NBR says the Government can’t be trusted

Duncan Bridgeman at NBR writes:

Last week was a pivotal moment in the relationship between the newish government and the business community.

Until recently businesses had been feeling uncertain about the future, wary of certain policies and uneasy about the complexities of the agreements between Labour, New Zealand First and the Greens.

Business confidence was understandably subdued, tempered at first by the construction sector and then exporters and other large employers.

Finance Minister Grant Robertson’s first budget was fiscally conservative enough to hit pause on the negative sentiment.

Then last week the business world received confirmation of what the oil and gas sector already knew – the Coalition government can’t be trusted.

It is hard to over emphasise what a betrayal of good faith and process the oil and gas decision was. Not the substance of it, but the total failure to consult or take advice.

Any lingering hope that the government may actually work with business and soften the blows of reform was shattered.

And business confidence dived again.

The drastic move to ban oil and gas exploration with no consultation has given other sectors an enormous fright.
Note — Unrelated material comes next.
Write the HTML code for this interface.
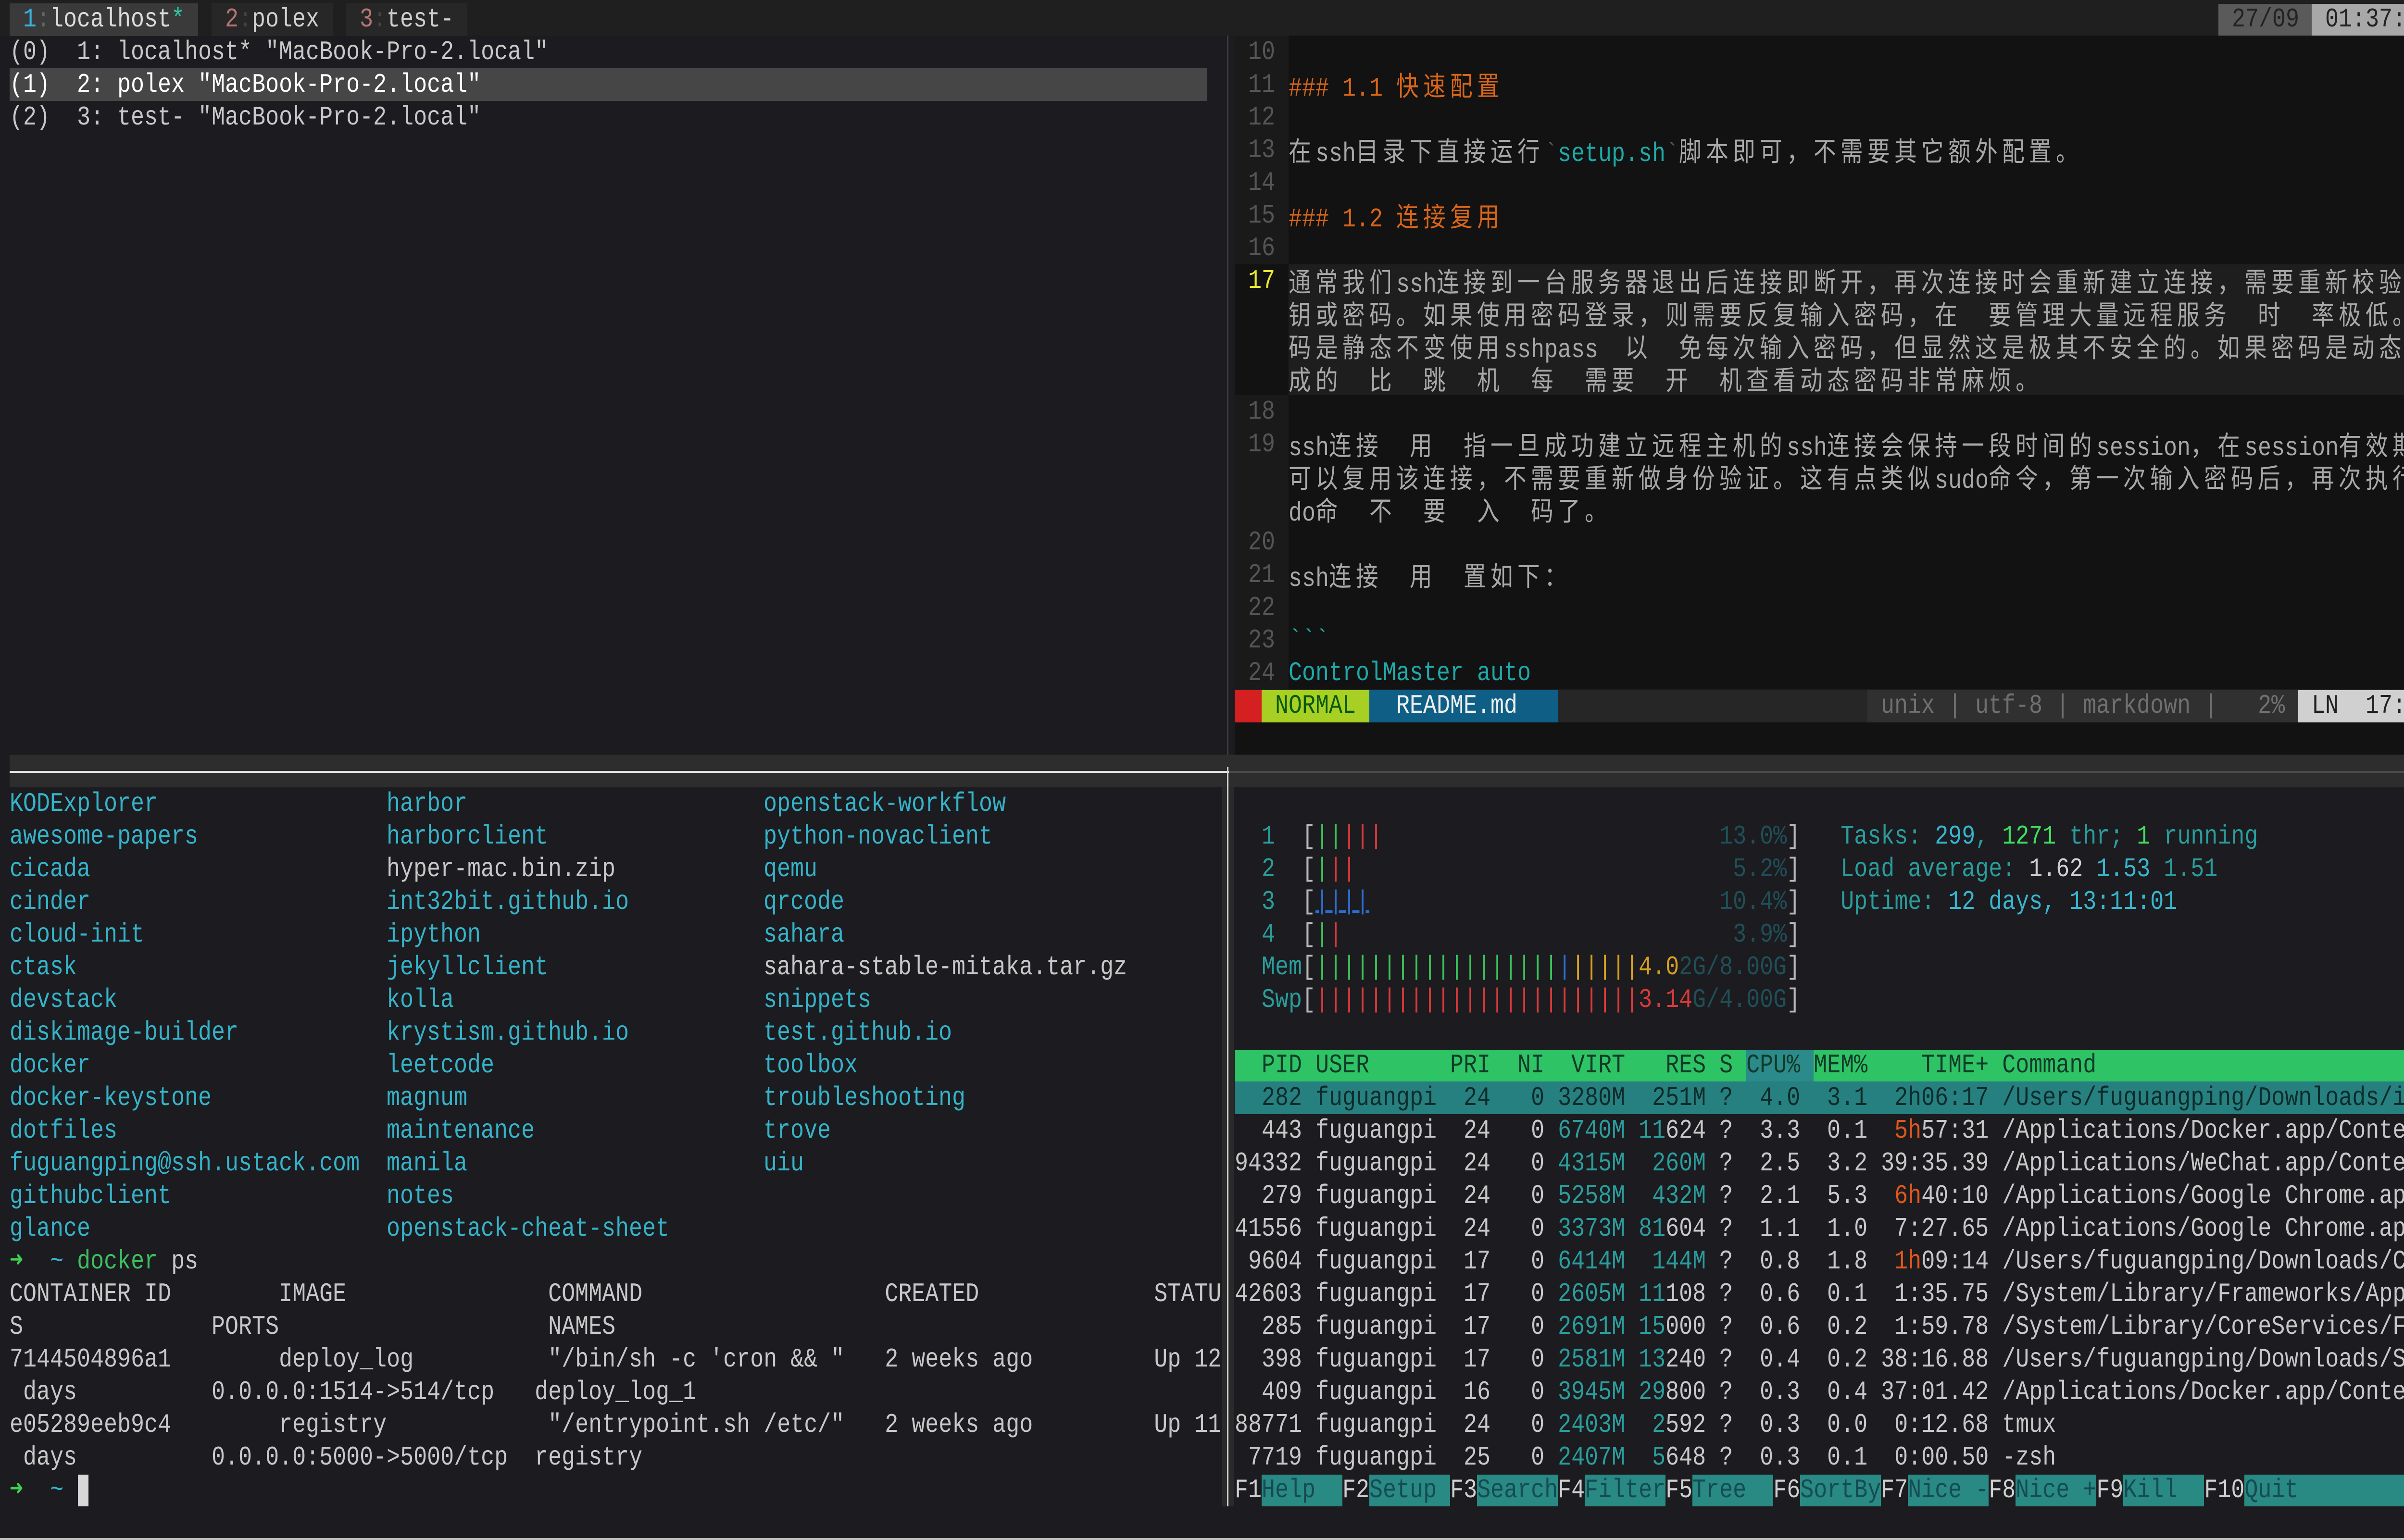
<!DOCTYPE html>
<html><head><meta charset="utf-8"><style>
html,body{margin:0;padding:0;width:5120px;height:3204px;overflow:hidden;background:#1c1b1f}
#root{position:relative;width:5120px;height:3204px;overflow:hidden;background:#1c1b1f}
.b{position:absolute}
.t{position:absolute;font-family:"Liberation Mono","DejaVu Sans Mono",monospace;font-size:56px;line-height:68px;white-space:pre;transform:scaleX(.8333);transform-origin:0 0;color:#c8c8c8;margin:0}
.c{font-family:"Noto Sans CJK SC","WenQuanYi Zen Hei",sans-serif;font-size:56px;letter-spacing:11.2px}
.g{color:#3cc35a}.rd{color:#d83a3a}.bl{color:#2d6fd0}.o{color:#d6a020}.dm{color:#1f4f57}
.tl{color:#2a9d9d}.cy{color:#38b6d0}.gr{color:#3ee060}.w{color:#d0d0d0}.or{color:#e0581c}
.br{color:#b8b8b8}.d{color:#35b3c9}.f{color:#c8c8c8}
.v{color:#a8a8a8}.h{color:#d8661a}.vt{color:#1fa9a9}.vd{color:#555}
</style></head><body><div id="root">
<div class="b" style="left:0;top:0;width:5120px;height:74px;background:#1f1f1f"></div>
<div class="b" style="left:20px;top:7px;width:392px;height:68px;background:#3a3a3a"></div>
<div class="b" style="left:440px;top:7px;width:252px;height:68px;background:#272727"></div>
<div class="b" style="left:720px;top:7px;width:252px;height:68px;background:#272727"></div>
<div class="t" style="left:20px;top:6px"> <span style="color:#37b4e0">1</span><span style="color:#666">:</span><span style="color:#dcdcdc">localhost</span><span style="color:#2cc9a0">*</span> </div>
<div class="t" style="left:440px;top:6px"> <span style="color:#b57575">2</span><span style="color:#444">:</span><span style="color:#cfcfcf">polex</span> </div>
<div class="t" style="left:720px;top:6px"> <span style="color:#b57575">3</span><span style="color:#444">:</span><span style="color:#cfcfcf">test-</span> </div>
<div class="b" style="left:4614px;top:8px;width:194px;height:67px;background:#5a5a5a"></div>
<div class="b" style="left:4808px;top:8px;width:280px;height:67px;background:#a8a8a8"></div>
<div class="t" style="left:4614px;top:6px;color:#222"> 27/09</div>
<div class="t" style="left:4808px;top:6px;color:#222"> 01:37:15</div>

<div class="b" style="left:20px;top:142px;width:2491px;height:68px;background:#464646"></div>
<div class="t" style="left:20px;top:74px">(0)  1: localhost* "MacBook-Pro-2.local"
<span style="color:#fff">(1)  2: polex "MacBook-Pro-2.local"</span>
(2)  3: test- "MacBook-Pro-2.local"</div>

<div class="b" style="left:2568px;top:74px;width:2520px;height:1360px;background:#121212"></div>
<div class="b" style="left:2568px;top:74px;width:112px;height:476px;background:#1a1a1a"></div>
<div class="b" style="left:2568px;top:822px;width:112px;height:612px;background:#1a1a1a"></div>
<div class="b" style="left:2680px;top:550px;width:2408px;height:272px;background:#1e1e1e"></div>
<div class="b" style="left:2568px;top:1502px;width:2520px;height:68px;background:#121212"></div>
<div class="t vd" style="left:2568px;top:74px"> 10
 11
 12
 13
 14
 15
 16
 <span style="color:#e8e830">17</span>



 18
 19


 20
 21
 22
 23
 24</div>
<div class="t h" style="left:2680px;top:142px">### 1.1 <span class="c">快速配置</span></div>
<div class="t v" style="left:2680px;top:278px"><span class="c">在</span>ssh<span class="c">目录下直接运行</span><span class="vd">&#96;</span><span class="vt">setup.sh</span><span class="vd">&#96;</span><span class="c">脚本即可，不需要其它额外配置。</span></div>
<div class="t h" style="left:2680px;top:414px">### 1.2 <span class="c">连接复用</span></div>
<div class="t v" style="left:2680px;top:550px"><span class="c">通常我们</span>ssh<span class="c">连接到一台服务器退出后连接即断开，再次连接时会重新建立连接，需要重新校验密</span><span class="vd">&gt;</span></div>
<div class="t v" style="left:2680px;top:618px"><span class="c">钥或密码。如果使用密码登录，则需要反复输入密码，在</span>  <span class="c">要管理大量远程服务</span>  <span class="c">时</span>  <span class="c">率极低。密</span></div>
<div class="t v" style="left:2680px;top:686px"><span class="c">码是静态不变使用</span>sshpass  <span class="c">以</span>  <span class="c">免每次输入密码，但显然这是极其不安全的。如果密码是动态生</span><span class="vd">&gt;</span></div>
<div class="t v" style="left:2680px;top:754px"><span class="c">成的</span>  <span class="c">比</span>  <span class="c">跳</span>  <span class="c">机</span>  <span class="c">每</span>  <span class="c">需要</span>  <span class="c">开</span>  <span class="c">机查看动态密码非常麻烦。</span></div>
<div class="t v" style="left:2680px;top:890px">ssh<span class="c">连接</span>  <span class="c">用</span>  <span class="c">指一旦成功建立远程主机的</span>ssh<span class="c">连接会保持一段时间的</span>session<span class="c">，在</span>session<span class="c">有效期内</span></div>
<div class="t v" style="left:2680px;top:958px"><span class="c">可以复用该连接，不需要重新做身份验证。这有点类似</span>sudo<span class="c">命令，第一次输入密码后，再次执行</span>su</div>
<div class="t v" style="left:2680px;top:1026px">do<span class="c">命</span>  <span class="c">不</span>  <span class="c">要</span>  <span class="c">入</span>  <span class="c">码了。</span></div>
<div class="t v" style="left:2680px;top:1162px">ssh<span class="c">连接</span>  <span class="c">用</span>  <span class="c">置如下：</span></div>
<div class="t vt" style="left:2680px;top:1298px">&#96;&#96;&#96;</div>
<div class="t vt" style="left:2680px;top:1366px">ControlMaster auto</div>

<div class="b" style="left:2568px;top:1436px;width:2520px;height:67px;background:#262626"></div>
<div class="b" style="left:2568px;top:1436px;width:56px;height:67px;background:#d42020"></div>
<div class="b" style="left:2624px;top:1436px;width:224px;height:67px;background:#a8d024"></div>
<div class="b" style="left:2848px;top:1436px;width:392px;height:67px;background:#0e5e85"></div>
<div class="b" style="left:3884px;top:1436px;width:896px;height:67px;background:#303030"></div>
<div class="b" style="left:4780px;top:1436px;width:308px;height:67px;background:#d0d0d0"></div>
<div class="t" style="left:2652px;top:1434px;color:#0a5a0a">NORMAL</div>
<div class="t" style="left:2904px;top:1434px;color:#eee">README.md</div>
<div class="t" style="left:3912px;top:1434px;color:#707070">unix | utf-8 | markdown |   2%</div>
<div class="t" style="left:4808px;top:1434px;color:#222">LN  17:1</div>

<div class="b" style="left:2552px;top:74px;width:3px;height:1496px;background:#3c3c3c"></div>
<div class="b" style="left:20px;top:1570px;width:5068px;height:68px;background:#2d2d2d"></div>
<div class="b" style="left:20px;top:1604px;width:2536px;height:4px;background:#e0e0e0"></div>
<div class="b" style="left:2556px;top:1604px;width:2532px;height:4px;background:#4a4a4a"></div>
<div class="b" style="left:2541px;top:1638px;width:25px;height:1496px;background:#2a2a2a"></div>
<div class="b" style="left:2552px;top:1596px;width:3px;height:1538px;background:#cfcfcf"></div>

<div class="t d" style="left:20px;top:1638px">KODExplorer
awesome-papers
cicada
cinder
cloud-init
ctask
devstack
diskimage-builder
docker
docker-keystone
dotfiles
fuguangping@ssh.ustack.com
githubclient
glance</div>
<div class="t d" style="left:804px;top:1638px">harbor
harborclient
<span class="f">hyper-mac.bin.zip</span>
int32bit.github.io
ipython
jekyllclient
kolla
krystism.github.io
leetcode
magnum
maintenance
manila
notes
openstack-cheat-sheet</div>
<div class="t d" style="left:1588px;top:1638px">openstack-workflow
python-novaclient
qemu
qrcode
sahara
<span class="f">sahara-stable-mitaka.tar.gz</span>
snippets
test.github.io
toolbox
troubleshooting
trove
uiu</div>
<div class="t" style="left:20px;top:2590px"><span style="color:#3fd050">➜</span>  <span class="cy">~</span> <span style="color:#3cc060">docker</span> ps
CONTAINER ID        IMAGE               COMMAND                  CREATED             STATU
S              PORTS                    NAMES
7144504896a1        deploy_log          "/bin/sh -c 'cron &amp;&amp; "   2 weeks ago         Up 12
 days          0.0.0.0:1514-&gt;514/tcp   deploy_log_1
e05289eeb9c4        registry            "/entrypoint.sh /etc/"   2 weeks ago         Up 11
 days          0.0.0.0:5000-&gt;5000/tcp  registry
<span style="color:#3fd050">➜</span>  <span class="cy">~</span></div>
<div class="b" style="left:162px;top:3068px;width:22px;height:66px;background:#d8d8d8"></div>

<div class="t" style="left:2568px;top:1706px"><span class="tl">  1  </span><span class="br">[</span><span class="g">||</span><span class="rd">|||</span>                         <span class="dm">13.0%</span><span class="br">]</span>   <span class="tl">Tasks: </span><span class="cy">299</span><span class="tl">, </span><span class="gr">1271</span><span class="tl"> thr; </span><span class="gr">1</span><span class="tl"> running</span>
<span class="tl">  2  </span><span class="br">[</span><span class="g">|</span><span class="rd">||</span>                            <span class="dm">5.2%</span><span class="br">]</span>   <span class="tl">Load average: </span><span class="w">1.62 </span><span class="cy">1.53 </span><span class="tl">1.51</span>
<span class="tl">  3  </span><span class="br">[</span><span class="bl" style="text-decoration:underline">||||</span>                          <span class="dm">10.4%</span><span class="br">]</span>   <span class="tl">Uptime: </span><span class="cy">12 days, 13:11:01</span>
<span class="tl">  4  </span><span class="br">[</span><span class="g">|</span><span class="rd">|</span>                             <span class="dm">3.9%</span><span class="br">]</span>
<span class="tl">  Mem</span><span class="br">[</span><span class="g">||||||||||||||||||</span><span class="bl">|</span><span class="o">|||||4.0</span><span class="dm">2G/8.00G</span><span class="br">]</span>
<span class="tl">  Swp</span><span class="br">[</span><span class="rd">||||||||||||||||||||||||3.14</span><span class="dm">G/4.00G</span><span class="br">]</span></div>

<div class="b" style="left:2568px;top:2184px;width:2520px;height:66px;background:#2ec466"></div>
<div class="b" style="left:3632px;top:2184px;width:140px;height:66px;background:#2a8b8a"></div>
<div class="b" style="left:2568px;top:2250px;width:2520px;height:68px;background:#26807f"></div>
<div class="t" style="left:2568px;top:2182px"><span style="color:#123a28">  PID USER      PRI  NI  VIRT   RES S CPU% MEM%    TIME+ Command</span>
<span style="color:#0e2b2b">  282 fuguangpi  24   0 3280M  251M ?  4.0  3.1  2h06:17 /Users/fuguangping/Downloads/iTer</span>
  443 fuguangpi  24   0 <span class="tl">6740M</span> <span class="tl">11</span>624 ?  3.3  0.1  <span class="or">5h</span>57:31 /Applications/Docker.app/Contents
94332 fuguangpi  24   0 <span class="tl">4315M</span>  <span class="tl">260M</span> ?  2.5  3.2 39:35.39 /Applications/WeChat.app/Contents
  279 fuguangpi  24   0 <span class="tl">5258M</span>  <span class="tl">432M</span> ?  2.1  5.3  <span class="or">6h</span>40:10 /Applications/Google Chrome.app/C
41556 fuguangpi  24   0 <span class="tl">3373M</span> <span class="tl">81</span>604 ?  1.1  1.0  7:27.65 /Applications/Google Chrome.app/C
 9604 fuguangpi  17   0 <span class="tl">6414M</span>  <span class="tl">144M</span> ?  0.8  1.8  <span class="or">1h</span>09:14 /Users/fuguangping/Downloads/Cybe
42603 fuguangpi  17   0 <span class="tl">2605M</span> <span class="tl">11</span>108 ?  0.6  0.1  1:35.75 /System/Library/Frameworks/AppKit
  285 fuguangpi  17   0 <span class="tl">2691M</span> <span class="tl">15</span>000 ?  0.6  0.2  1:59.78 /System/Library/CoreServices/Find
  398 fuguangpi  17   0 <span class="tl">2581M</span> <span class="tl">13</span>240 ?  0.4  0.2 38:16.88 /Users/fuguangping/Downloads/Shad
  409 fuguangpi  16   0 <span class="tl">3945M</span> <span class="tl">29</span>800 ?  0.3  0.4 37:01.42 /Applications/Docker.app/Contents
88771 fuguangpi  24   0 <span class="tl">2403M</span>  <span class="tl">2</span>592 ?  0.3  0.0  0:12.68 tmux
 7719 fuguangpi  25   0 <span class="tl">2407M</span>  <span class="tl">5</span>648 ?  0.3  0.1  0:00.50 -zsh</div>

<div class="b" style="left:2624px;top:3068px;width:168px;height:66px;background:#288a82"></div>
<div class="b" style="left:2848px;top:3068px;width:168px;height:66px;background:#288a82"></div>
<div class="b" style="left:3072px;top:3068px;width:168px;height:66px;background:#288a82"></div>
<div class="b" style="left:3296px;top:3068px;width:168px;height:66px;background:#288a82"></div>
<div class="b" style="left:3520px;top:3068px;width:168px;height:66px;background:#288a82"></div>
<div class="b" style="left:3744px;top:3068px;width:168px;height:66px;background:#288a82"></div>
<div class="b" style="left:3968px;top:3068px;width:168px;height:66px;background:#288a82"></div>
<div class="b" style="left:4192px;top:3068px;width:168px;height:66px;background:#288a82"></div>
<div class="b" style="left:4416px;top:3068px;width:168px;height:66px;background:#288a82"></div>
<div class="b" style="left:4668px;top:3068px;width:420px;height:66px;background:#288a82"></div>
<div class="t" style="left:2568px;top:3066px;color:#d0d0d0">F1<span style="color:#164a55">Help  </span>F2<span style="color:#164a55">Setup </span>F3<span style="color:#164a55">Search</span>F4<span style="color:#164a55">Filter</span>F5<span style="color:#164a55">Tree  </span>F6<span style="color:#164a55">SortBy</span>F7<span style="color:#164a55">Nice -</span>F8<span style="color:#164a55">Nice +</span>F9<span style="color:#164a55">Kill  </span>F10<span style="color:#164a55">Quit</span></div>

<div class="b" style="left:0;top:3200px;width:5120px;height:4px;background:#bdbdbd"></div>
</div></body></html>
The question is, who’s next? The PM refuses to give an assurance that they’ll not do the same in future. At the most, she’ll say it won’t be regular practice. Oh great, they will only occasionally close down an entire industry without consultion.

Whether the business community saw it coming or not doesn’t matter. What matters is they were clearly excluded despite Prime Minister Jacinda Ardern saying otherwise.

The document dump under the Official Information Act last week showed the government banned future oil and gas exploration with underwhelming, last-minute analysis from officials. There was also no cabinet paper on the issue, despite the significant ramifications, including lost jobs, lost opportunities and a complete undermining of overseas investment in New Zealand.

Again this is a decision that:

  1. Labour denied they would do before the election
  2. Was not in Labour or NZ First’s manifesto
  3. Was not in the coalition agreement
  4. Was not consulted on
  5. Had no advice from officials on prior to the decision
  6. Was taken without even a cabinet paper, let alone a discussion at Cabinet or a Cabinet Committee

If business groups allow the Government to act like this without consequence, then they have only themselves to blame when it happens again.